CHERRY FOUJ, s. H. chari-fauj ? This curious phrase occurs in the quotations, the second of which explains its meaning. I am not certain what the first part is, but it is most probably chari, in the sense of ‘movable,’ ‘locomotive,’ so that the phrase was equivalent to ‘flying brigade.’ [It may possibly be charhi, for charhni, in the sense of ‘preparation for battle.’] It was evidently a technicality of the Mahratta armies.

1803.—“The object of a cherry fouj, without guns, with two armies after it, must be to fly about and plunder the richest country it can find, not to march through exhausted countries, to make revolutions in cities.”—Elphinstone, in Life, i. 59.

1809.—“Two detachments under…Mahratta chiefs of some consequence, are now employed in levying contributions in different parts of the Jypoor country. Such detachments are called churee fuoj ; they are generally equipped very lightly, with but little artillery ; and are equally formidable in their progress to friend and foe.”—Broughton, Letters from a Mahratta Camp, 128 ; [ed. 1892, page 96].

CHETTY, s. A member of any of the trading castes in S. India, answering in every way to the Banyans of W. and N. India.

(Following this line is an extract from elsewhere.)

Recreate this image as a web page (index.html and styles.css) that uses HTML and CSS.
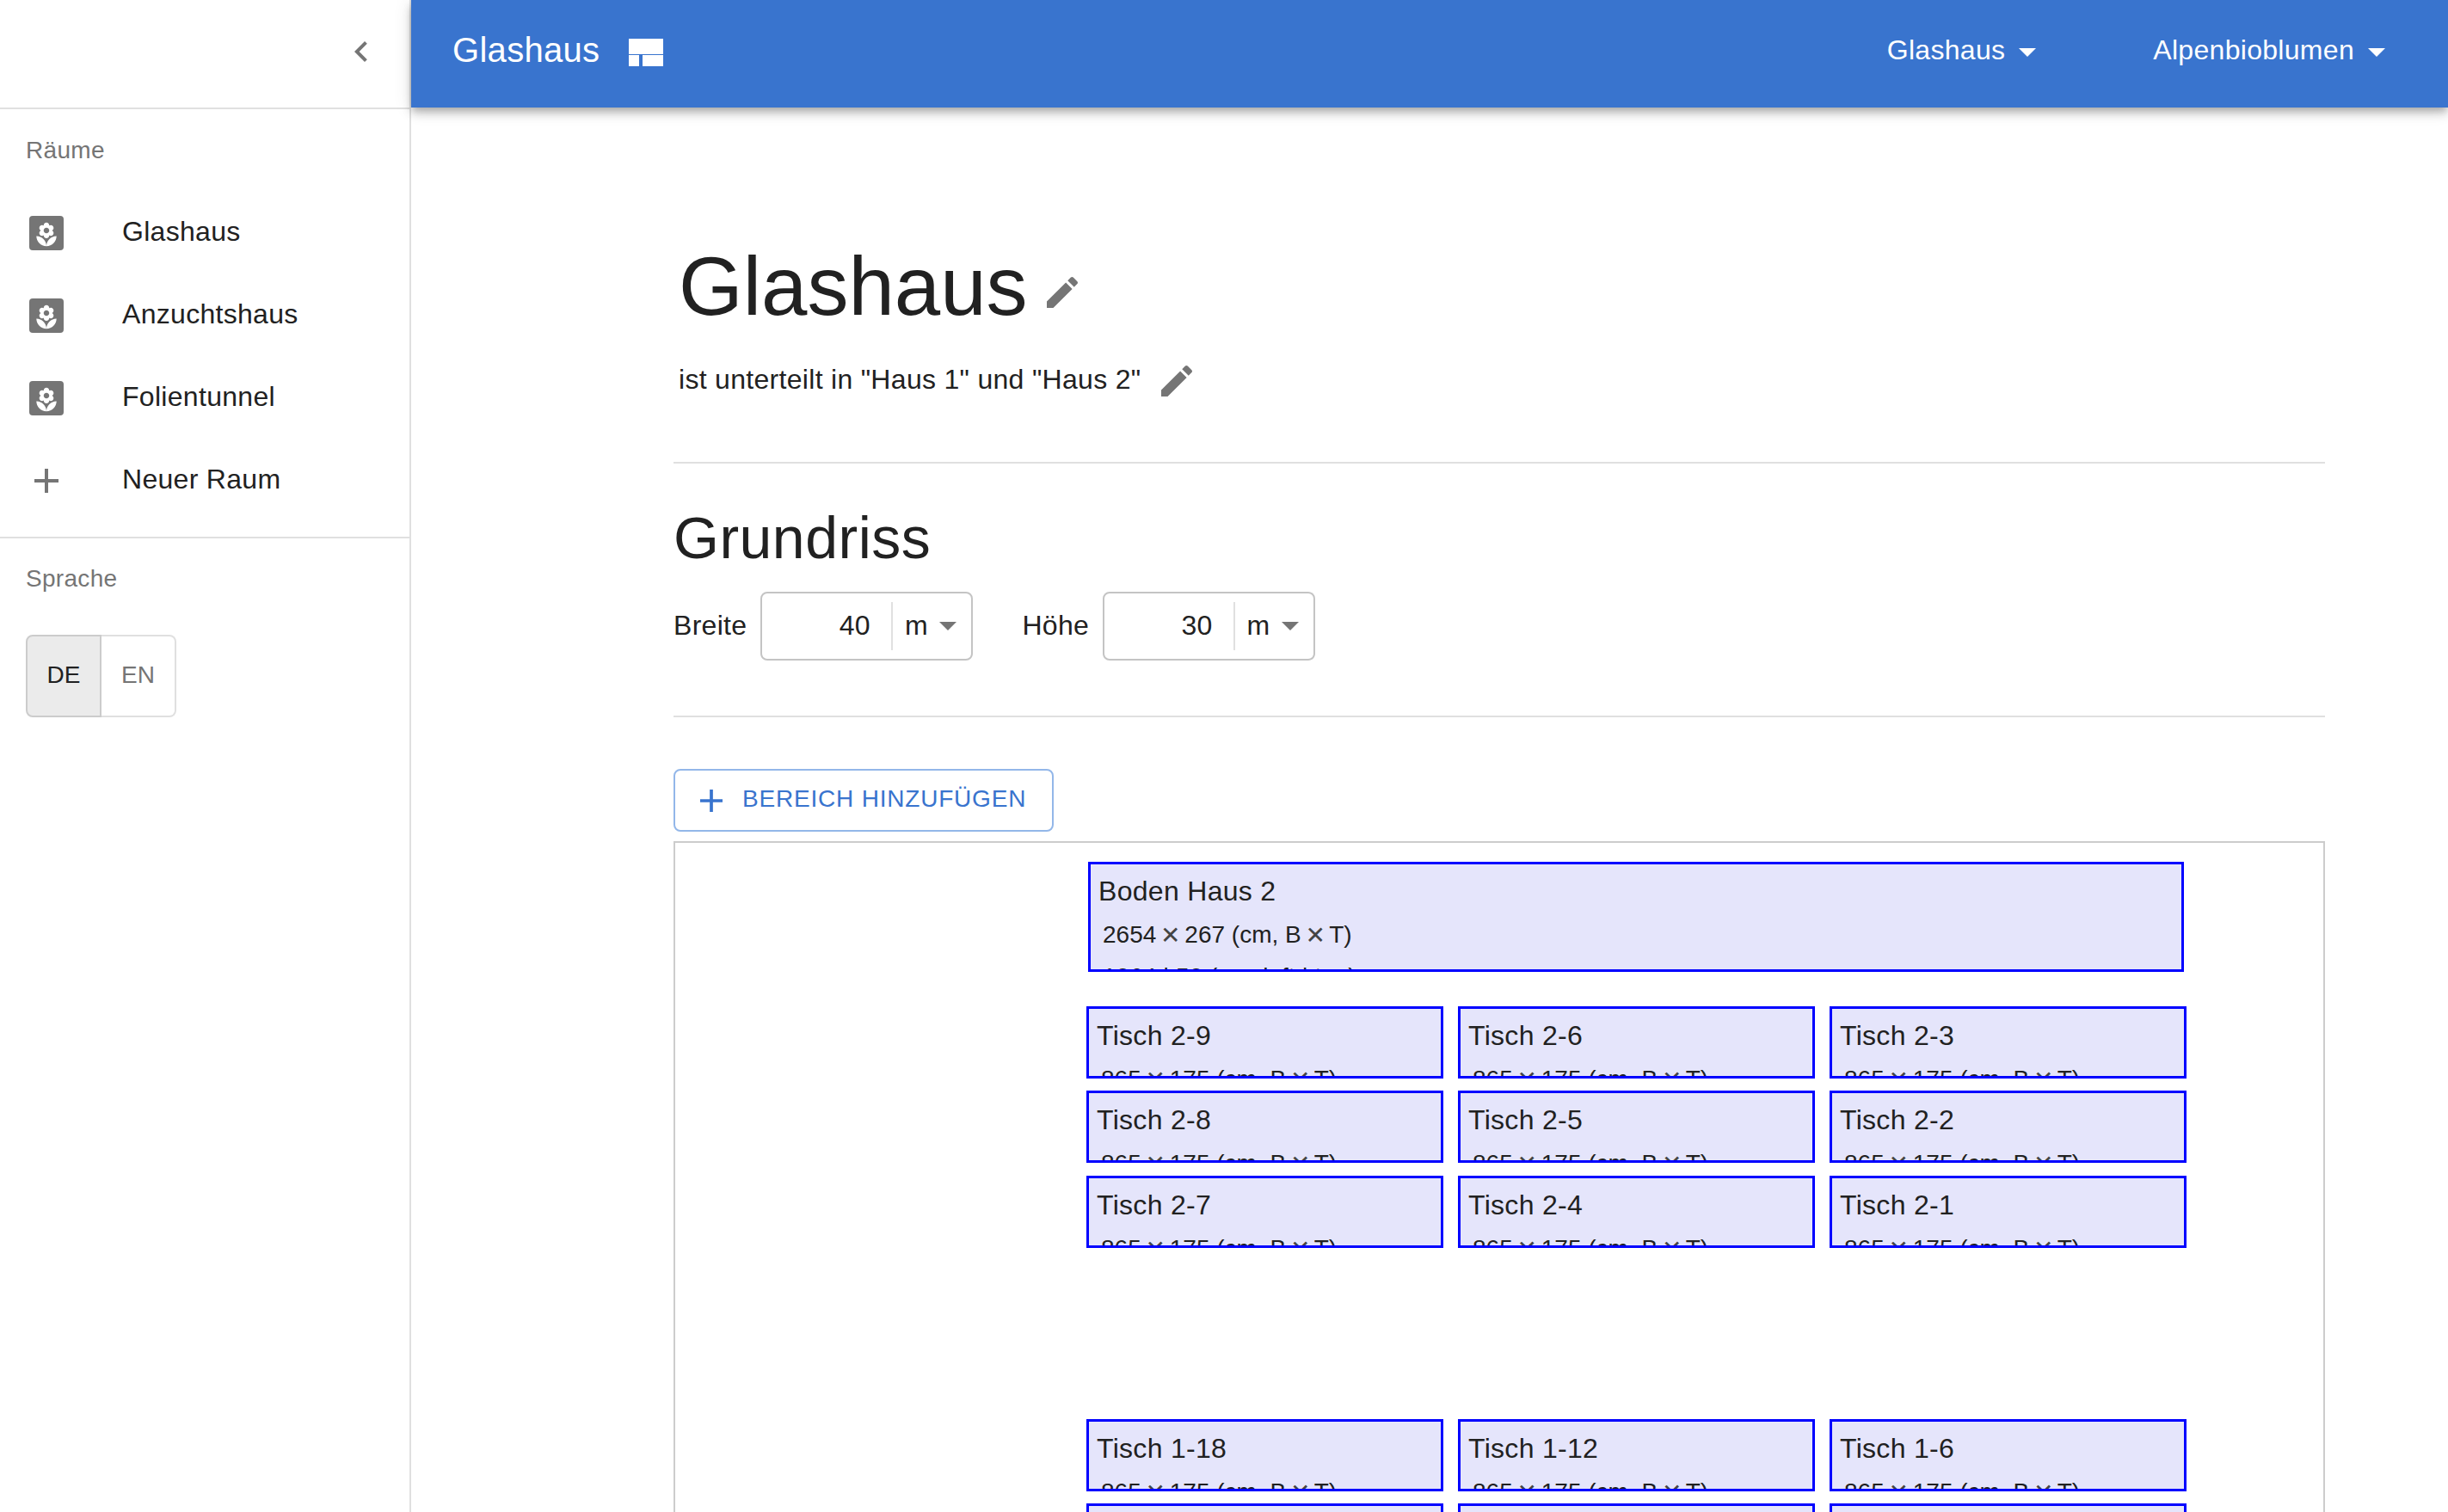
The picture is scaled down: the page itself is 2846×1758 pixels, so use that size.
FILE: index.html
```html
<!DOCTYPE html>
<html lang="de">

<head>
    <meta charset="UTF-8">
    <meta name="viewport" content="width=device-width, initial-scale=1.0">
    <title>Glashaus</title>
    <link rel="stylesheet" href="styles.css">
</head>

<body>
    <div class="app">
        <aside class="sidebar">
            <div class="sidebar-top">
                <svg class="icon collapse-icon" viewBox="0 0 24 24"><path d="M15.41 7.41L14 6l-6 6 6 6 1.41-1.41L10.83 12z"/></svg>
            </div>
            <div class="subheader">Räume</div>
            <ul class="room-list">
                <li class="room-item">
                    <svg class="icon" viewBox="0 0 24 24"><use href="#room-icon"/></svg>
                    <span class="room-name">Glashaus</span>
                </li>
                <li class="room-item">
                    <svg class="icon" viewBox="0 0 24 24"><use href="#room-icon"/></svg>
                    <span class="room-name">Anzuchtshaus</span>
                </li>
                <li class="room-item">
                    <svg class="icon" viewBox="0 0 24 24"><use href="#room-icon"/></svg>
                    <span class="room-name">Folientunnel</span>
                </li>
                <li class="room-item">
                    <svg class="icon" viewBox="0 0 24 24"><path d="M19 13h-6v6h-2v-6H5v-2h6V5h2v6h6v2z"/></svg>
                    <span class="room-name">Neuer Raum</span>
                </li>
            </ul>
            <div class="sidebar-divider"></div>
            <div class="subheader subheader-lang">Sprache</div>
            <div class="lang-toggle">
                <button class="lang-btn lang-active">DE</button>
                <button class="lang-btn">EN</button>
            </div>
        </aside>

        <div class="main">
            <header class="topbar">
                <span class="topbar-title">Glashaus</span>
                <svg class="topbar-icon" viewBox="0 0 40 32"><path d="M0 0h40v18H0zM0 19h12v13H0zM16 19h24v13H16z"/></svg>
                <div class="topbar-menus">
                    <div class="topbar-menu"><span class="topbar-menu-label">Glashaus</span><i class="caret caret-white"></i></div>
                    <div class="topbar-menu"><span class="topbar-menu-label">Alpenbioblumen</span><i class="caret caret-white"></i></div>
                </div>
            </header>

            <main class="content">
                <div class="title-row">
                    <h1>Glashaus</h1>
                    <svg class="icon edit-icon" viewBox="0 0 24 24"><use href="#edit-icon"/></svg>
                </div>
                <div class="desc-row">
                    <span>ist unterteilt in "Haus 1" und "Haus 2"</span>
                    <svg class="icon edit-icon" viewBox="0 0 24 24"><use href="#edit-icon"/></svg>
                </div>
                <hr class="rule rule-first">

                <h2>Grundriss</h2>
                <div class="size-row">
                    <label class="size-label">Breite</label>
                    <div class="size-field">
                        <span class="size-value">40</span>
                        <span class="size-sep"></span>
                        <span class="size-unit">m</span>
                        <i class="caret"></i>
                    </div>
                    <label class="size-label size-label-next">Höhe</label>
                    <div class="size-field">
                        <span class="size-value">30</span>
                        <span class="size-sep"></span>
                        <span class="size-unit">m</span>
                        <i class="caret"></i>
                    </div>
                </div>
                <hr class="rule rule-second">

                <button class="add-btn">
                    <svg class="add-icon" viewBox="5 5 14 14"><path d="M19 13h-6v6h-2v-6H5v-2h6V5h2v6h6v2z"/></svg>
                    <span class="add-label">Bereich hinzufügen</span>
                </button>

                <div class="plan">
                    <div class="area area-floor" style="left: 480px; top: 22px;">
                        <div class="area-name">Boden Haus 2</div>
                        <div class="area-info">2654 <span class="times">✕</span> 267 (cm, B <span class="times">✕</span> T)</div>
                        <div class="area-info">1064 | 50 (cm, left | top)</div>
                    </div>

                    <div class="area" style="left: 478px; top: 190px;"><div class="area-name">Tisch 2-9</div><div class="area-info">865 <span class="times">✕</span> 175 (cm, B <span class="times">✕</span> T)</div></div>
                    <div class="area" style="left: 910px; top: 190px;"><div class="area-name">Tisch 2-6</div><div class="area-info">865 <span class="times">✕</span> 175 (cm, B <span class="times">✕</span> T)</div></div>
                    <div class="area" style="left: 1342px; top: 190px;"><div class="area-name">Tisch 2-3</div><div class="area-info">865 <span class="times">✕</span> 175 (cm, B <span class="times">✕</span> T)</div></div>

                    <div class="area" style="left: 478px; top: 288px;"><div class="area-name">Tisch 2-8</div><div class="area-info">865 <span class="times">✕</span> 175 (cm, B <span class="times">✕</span> T)</div></div>
                    <div class="area" style="left: 910px; top: 288px;"><div class="area-name">Tisch 2-5</div><div class="area-info">865 <span class="times">✕</span> 175 (cm, B <span class="times">✕</span> T)</div></div>
                    <div class="area" style="left: 1342px; top: 288px;"><div class="area-name">Tisch 2-2</div><div class="area-info">865 <span class="times">✕</span> 175 (cm, B <span class="times">✕</span> T)</div></div>

                    <div class="area" style="left: 478px; top: 387px;"><div class="area-name">Tisch 2-7</div><div class="area-info">865 <span class="times">✕</span> 175 (cm, B <span class="times">✕</span> T)</div></div>
                    <div class="area" style="left: 910px; top: 387px;"><div class="area-name">Tisch 2-4</div><div class="area-info">865 <span class="times">✕</span> 175 (cm, B <span class="times">✕</span> T)</div></div>
                    <div class="area" style="left: 1342px; top: 387px;"><div class="area-name">Tisch 2-1</div><div class="area-info">865 <span class="times">✕</span> 175 (cm, B <span class="times">✕</span> T)</div></div>

                    <div class="area" style="left: 478px; top: 670px;"><div class="area-name">Tisch 1-18</div><div class="area-info">865 <span class="times">✕</span> 175 (cm, B <span class="times">✕</span> T)</div></div>
                    <div class="area" style="left: 910px; top: 670px;"><div class="area-name">Tisch 1-12</div><div class="area-info">865 <span class="times">✕</span> 175 (cm, B <span class="times">✕</span> T)</div></div>
                    <div class="area" style="left: 1342px; top: 670px;"><div class="area-name">Tisch 1-6</div><div class="area-info">865 <span class="times">✕</span> 175 (cm, B <span class="times">✕</span> T)</div></div>

                    <div class="area" style="left: 478px; top: 768px;"><div class="area-name">Tisch 1-17</div><div class="area-info">865 <span class="times">✕</span> 175 (cm, B <span class="times">✕</span> T)</div></div>
                    <div class="area" style="left: 910px; top: 768px;"><div class="area-name">Tisch 1-11</div><div class="area-info">865 <span class="times">✕</span> 175 (cm, B <span class="times">✕</span> T)</div></div>
                    <div class="area" style="left: 1342px; top: 768px;"><div class="area-name">Tisch 1-5</div><div class="area-info">865 <span class="times">✕</span> 175 (cm, B <span class="times">✕</span> T)</div></div>
                </div>
            </main>
        </div>
    </div>

    <!-- shared icons -->
    <svg class="icon-defs" xmlns="http://www.w3.org/2000/svg">
        <defs>
            <g id="room-icon">
                <rect x="2" y="2" width="20" height="20" rx="2"/>
                <path fill="#fff" transform="translate(12 12.75) scale(.65) translate(-12 -11.5)" d="M12 22c4.97 0 9-4.03 9-9-4.97 0-9 4.03-9 9zM5.6 10.25c0 1.38 1.12 2.5 2.5 2.5.53 0 1.01-.16 1.42-.44l-.02.19c0 1.38 1.12 2.5 2.5 2.5s2.5-1.12 2.5-2.5l-.02-.19c.4.28.89.44 1.42.44 1.38 0 2.5-1.12 2.5-2.5 0-1-.59-1.85-1.43-2.25.84-.4 1.43-1.25 1.43-2.25 0-1.38-1.12-2.5-2.5-2.5-.53 0-1.01.16-1.42.44l.02-.19C14.5 2.12 13.38 1 12 1S9.5 2.12 9.5 3.5l.02.19c-.4-.28-.89-.44-1.42-.44-1.38 0-2.5 1.12-2.5 2.5 0 1 .59 1.85 1.43 2.25-.84.4-1.43 1.25-1.43 2.25zM12 5.5c1.38 0 2.5 1.12 2.5 2.5s-1.12 2.5-2.5 2.5S9.5 9.38 9.5 8s1.12-2.5 2.5-2.5zM3 13c0 4.97 4.03 9 9 9 0-4.97-4.03-9-9-9z"/>
            </g>
            <path id="edit-icon" d="M3 17.25V21h3.75L17.81 9.94l-3.75-3.75L3 17.25zM20.71 7.04c.39-.39.39-1.02 0-1.41l-2.34-2.34c-.39-.39-1.02-.39-1.41 0l-1.83 1.83 3.75 3.75 1.83-1.83z"/>
        </defs>
    </svg>
</body>

</html>
```

FILE: styles.css
```css
* {
    box-sizing: border-box;
}

html, body {
    height: 100%;
    margin: 0;
    overflow: hidden;
}

body {
    font-family: "Liberation Sans", Arial, sans-serif;
    font-size: 32px;
    letter-spacing: 0.3px;
    color: #212121;
    background: #fff;
}

.app {
    display: flex;
    height: 100vh;
}

.icon {
    display: block;
    flex: none;
    width: 48px;
    height: 48px;
    fill: #757575;
}

.icon-defs {
    position: absolute;
    width: 0;
    height: 0;
}

/* sidebar */
.sidebar {
    flex: none;
    width: 478px;
    border-right: 2px solid #e0e0e0;
}

.sidebar-top {
    display: flex;
    align-items: center;
    justify-content: flex-end;
    height: 127px;
    padding: 0 32px 5px 0;
    border-bottom: 2px solid #e0e0e0;
}

.subheader {
    height: 96px;
    padding-left: 30px;
    font-size: 28px;
    line-height: 96px;
    color: #757575;
}

.subheader-lang {
    line-height: 94px;
}

.room-list {
    margin: 0;
    padding: 0 0 17px;
    list-style: none;
}

.room-item {
    display: flex;
    align-items: center;
    height: 96px;
    padding-left: 30px;
}

.room-name {
    margin-left: 64px;
    padding-bottom: 4px;
}

.sidebar-divider {
    height: 2px;
    background: #e0e0e0;
}

.lang-toggle {
    display: flex;
    width: 175px;
    height: 96px;
    margin: 16px 0 0 30px;
}

.lang-btn {
    width: 87px;
    margin: 0;
    padding: 0 0 3px;
    font: inherit;
    font-size: 28px;
    letter-spacing: 0;
    color: #757575;
    background: #fff;
    border: 2px solid #e0e0e0;
    border-left: 0;
    border-radius: 0 8px 8px 0;
}

.lang-active {
    width: 88px;
    color: #212121;
    background: #ebebeb;
    border: 2px solid #ccc;
    border-radius: 8px 0 0 8px;
}

/* top bar */
.main {
    flex: 1;
    min-width: 0;
    display: flex;
    flex-direction: column;
}

.topbar {
    position: relative;
    z-index: 1;
    flex: none;
    display: flex;
    align-items: center;
    height: 125px;
    padding: 0 73px 3px 48px;
    color: #fff;
    background: #3974ce;
    box-shadow: 0 4px 8px -2px rgba(0, 0, 0, 0.2), 0 8px 10px 0 rgba(0, 0, 0, 0.14), 0 2px 20px 0 rgba(0, 0, 0, 0.12);
}

.topbar-title {
    padding-bottom: 6px;
    font-size: 40px;
}

.topbar-icon {
    width: 40px;
    height: 32px;
    margin-left: 34px;
    fill: #fff;
}

.topbar-menus {
    display: flex;
    gap: 136px;
    margin-left: auto;
}

.topbar-menu {
    display: flex;
    align-items: center;
}

.topbar-menu-label {
    padding-bottom: 5px;
}

.caret {
    display: block;
    width: 0;
    height: 0;
    margin-left: 14px;
    border-top: 10px solid #757575;
    border-left: 10px solid transparent;
    border-right: 10px solid transparent;
}

.caret-white {
    margin-left: 16px;
    border-top-color: #fff;
}

/* content */
.content {
    flex: 1;
    min-height: 0;
    padding: 152px 143px 0 305px;
}

.title-row {
    display: flex;
    align-items: center;
    padding-left: 6px;
}

h1 {
    margin: 0;
    font-size: 96px;
    font-weight: 400;
    line-height: 112px;
    letter-spacing: 0;
}

.edit-icon {
    margin-left: 18px;
}

.title-row .edit-icon {
    margin-top: 14px;
    margin-left: 16px;
}

.desc-row {
    display: flex;
    align-items: center;
    height: 48px;
    margin-top: 28px;
    padding-left: 6px;
}

.desc-row .edit-icon {
    margin-top: 4px;
}

.rule {
    height: 2px;
    margin: 0;
    background: #e0e0e0;
    border: 0;
}

.rule-first {
    margin-top: 72px;
}

.rule-second {
    margin-top: 64px;
}

h2 {
    margin: 46px 0 0;
    font-size: 68px;
    font-weight: 400;
    line-height: 80px;
    letter-spacing: 0.5px;
}

.size-row {
    display: flex;
    align-items: center;
    margin-top: 23px;
}

.size-label {
    margin-right: 16px;
    padding-bottom: 2px;
}

.size-label-next {
    margin-left: 57px;
}

.size-field {
    display: flex;
    align-items: center;
    width: 247px;
    height: 80px;
    border: 2px solid #c4c4c4;
    border-radius: 8px;
}

.size-value {
    width: 125.5px;
    padding-bottom: 2px;
    text-align: right;
}

.size-sep {
    width: 2px;
    height: 56px;
    margin: 0 14px 0 24px;
    background: #e0e0e0;
}

.size-unit {
    width: 26px;
    padding-bottom: 2px;
}

.add-btn {
    display: flex;
    align-items: center;
    width: 442px;
    height: 73px;
    margin: 60px 0 0;
    padding: 0 0 0 29px;
    font: inherit;
    font-size: 28px;
    letter-spacing: 0.8px;
    text-transform: uppercase;
    color: #3974ce;
    background: #fff;
    border: 2px solid #93b7e9;
    border-radius: 8px;
}

.add-icon {
    width: 26px;
    height: 26px;
    margin-right: 23px;
    fill: #3974ce;
}

.add-label {
    padding-bottom: 3px;
}

/* floor plan, areas sit at their stored coordinates */
.plan {
    position: relative;
    height: 1600px;
    margin-top: 11px;
    border: 2px solid #ccc;
}

.area {
    position: absolute;
    width: 415px;
    height: 84px;
    padding: 7px 9px;
    overflow: hidden;
    background: #e5e5fb;
    border: 3px solid #0000ff;
}

.area-floor {
    width: 1274px;
    height: 128px;
}

.area-name {
    line-height: 48px;
}

.area-info {
    height: 48px;
    margin-top: 3px;
    padding-left: 5px;
    font-size: 28px;
    line-height: 48px;
    letter-spacing: 0;
    white-space: nowrap;
}

.area-info + .area-info {
    margin-top: 1px;
}

.times {
    margin: 0 -3px;
    font-family: "DejaVu Sans", sans-serif;
    font-size: 28px;
    line-height: 0;
    color: #444;
    vertical-align: -1px;
}
```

Malayal. chetti, Tam. shetti, [Tel. setti, in Ceylon seddi]. These have all been supposed to be forms from the Skt. sreshti ; but C. P. Brown (MS.) denies this, and says “Shetti, a shop-keeper, is plain Telegu,” and quite distinct from sreshti. [The same view is taken in the Madras Gloss.] Whence then the H. Seth (see SETT) ? [The word was also used for a ‘merchantman’ : see the quotations from Pyrard on which Gray notes : “I do not know any other authority for the use of the word for merchantships, though it is analogous to our ‘merchantmen.’ ”]

c. 1349.—The word occurs in Ibn Batuta (iv. 259) in the form sati, which he says was given to very rich merchants in China ; and this is one of his questionable statements about that country.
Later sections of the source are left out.